Qu’est-ce qu’être au cœur de la musique française pour clarinette et piano ? Laissons la parole à Claude Debussy sur ce sujet : « J’ai laissé parler ma nature et mon tempérament ; j’ai surtout cherché à être français. Les Français oublient trop facilement les qualités de clarté et d’élégance qui leur sont propres, pour se laisser influencer par les longueurs et la « lourdesse » germaniques. Et pourtant, nous avions une tradition française faite de tendresse délicate et charmante. À la profondeur allemande on peut regretter tout de même que la musique française ait suivi pendant trop longtemps des chemins qui l’éloignaient perfidement de cette clarté dans l’expression : ce précis, ce ramassé dans la forme, qualités particulières et significatives du génie français ! Aujourd’hui, nous n’osons presque plus avoir de l’esprit, craignant de manquer de grandeur. » Les œuvres de ce récital vous transporteront dans cet univers musical français du tournant du XXème siècle. Serez-vous d’accord avec Claude Debussy ?
Gabriel Pierné a composé sa Canzonetta opus 19 entre 1887 et 1889 à l’âge de 25 ans. Elle est dédiée à Charles Turban et est sa seule pièce pour clarinette et piano. Il a réadapté cette valse gracieuse plusieurs fois pour d’autres instruments : la flûte, le violon ou encore le saxophone.
Francis Poulenc aimait tous les instruments à vent, mais il disait que la clarinette était son instrument chéri ! Sa Sonate, composée en 1962 est l’une des deux dernières œuvres du compositeur. Dédiée à la mémoire de son ami Arthur Honegger, condisciple du Groupe des Six, elle est créée par le clarinettiste Benny Goodman et le pianiste Leonard Bernstein à New York, le 10 avril 1963 deux mois après la mort du compositeur. D’une forme libre, sans développement, cette sonate propose une ligne musicale claire et simple. Elle débute par un Allegro tristamente sereinement poétique et mélancolique. La Romanza suit très douce et mélancolique et l’Allegro con fuoco final est tour à tour percutant, mélodieux et animé, exprimant la fougue juvénile des jeunes années du compositeur.

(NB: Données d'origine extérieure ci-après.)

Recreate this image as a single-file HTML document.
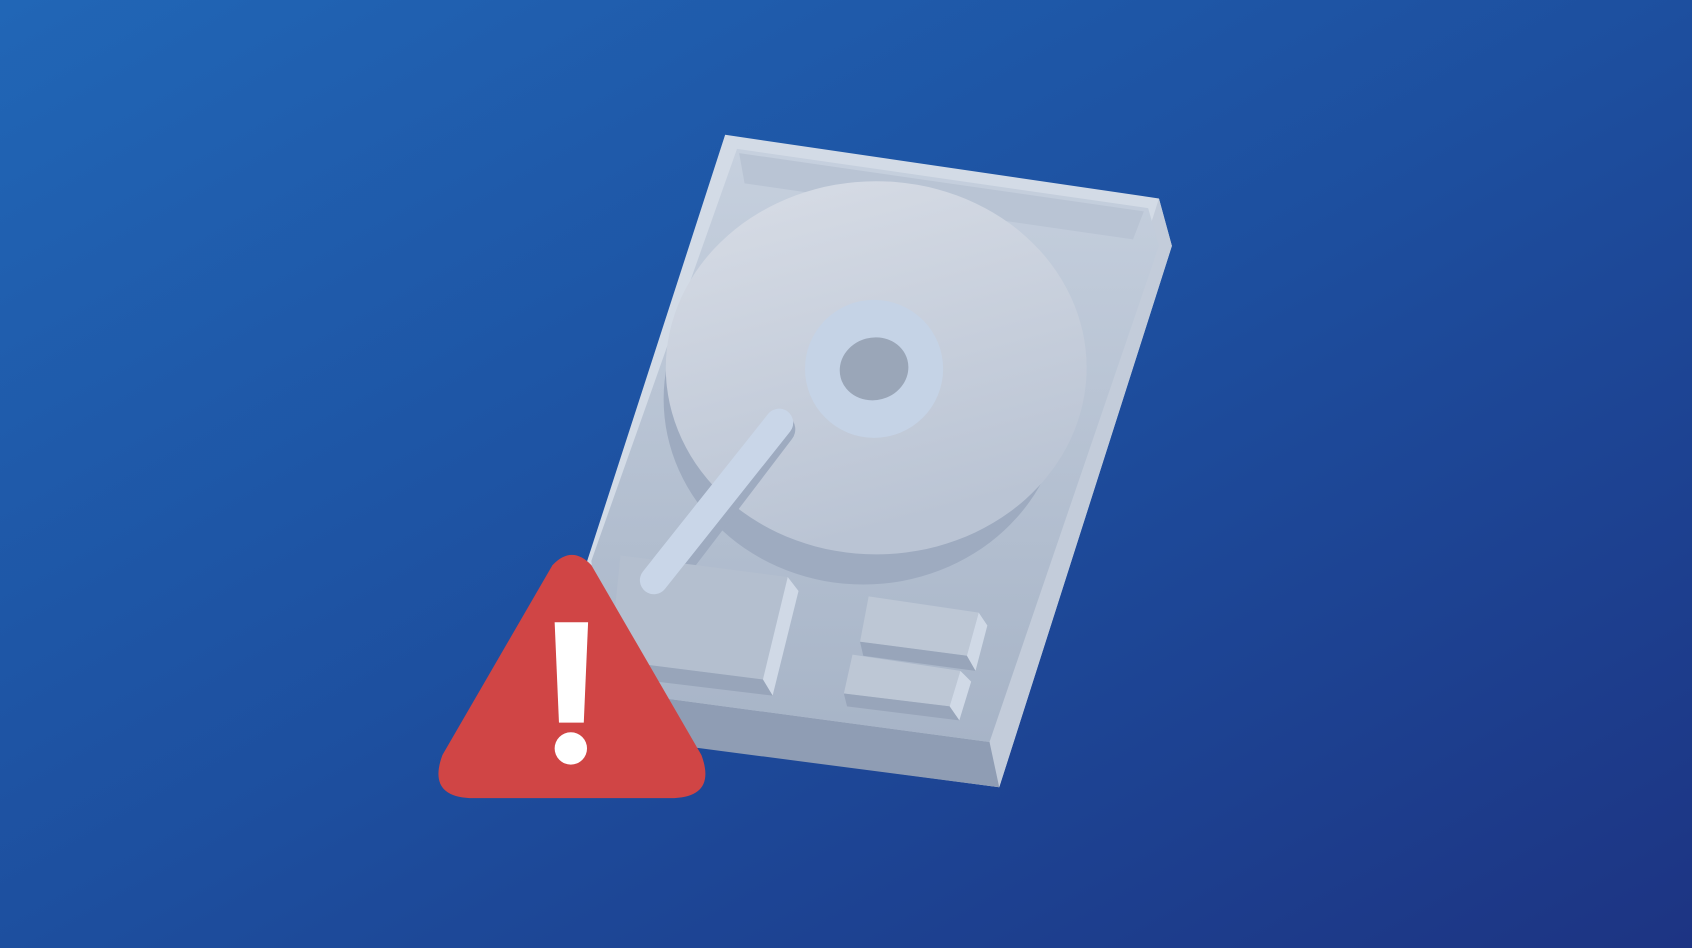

À partir des années 1870, il est d’usage au conservatoire de musique de Paris de confier à des compositeurs reconnus l’écriture des épreuves d’examen de fin d’année. Ainsi, le Solo de concours d’ André Messager fut composé en 1899 pour le concours de la classe de clarinette. Son esprit joyeuxmontre que le compositeur, depuis sa nomination en tant que directeur musical de l’Opéra-Comique en 1897, a retrouvé la joie de vivre.
Claude Debussy fut appelé à écrire deux pièces pour la classe de clarinette en vue des concours de fin d’année 1910. Ce fut l’origine de la Première Rhapsodie pour clarinette, pièce tour à tour séduisante, capricieuse, rêveuse ou poétique. Pierre Boulez s’étonnait encore de trouver dans un morceau de concours tant de grâce et de poésie. Mais il ne faut pas s’y tromper, elle réclame au-delà d’une apparente simplicité technique une parfaite maîtrise de l’instrument.
La Sonate pour clarinette et piano en mi bémol majeur, op. 167 de Camille Saint-Saëns est dédiée à Auguste Perrier, professeur de clarinette au Conservatoire de Paris. C’est un chef-d’œuvre de la vieillesse du compositeur : il écrit cette sonate en mai et juin de l’année 1921. Il a 85 ans. Il formait alors le projet ambitieux d’écrire une œuvre pour chaque instrument de la famille des vents, tout comme l’ultime projet de Claude Debussy qui était d’écrire 6 Sonates pour divers instruments. Avec la Sonate pour hautbois et celle pour basson, le résultat s’approche du néo-classicisme parisien de l’entre-deux-guerres.
Gabriel Fauré a composé quelques courtes pièces isolées, simples feuillets dans sa première période tel que l’Élégie en ut mineur opus 24, à la fois lamento et marche funèbre. Elle fut d’abord composée pour violoncelle et était destinée à être le mouvement central d’une sonate. La partition originale fut créée en 1883 par son dédicataire, le violoncelliste Jules Loeb. Son succès fut immédiat. Elle fut retranscrit pour orchestre 12 ans plus tard, puis reprise par de nombreux autres instruments, dont la clarinette.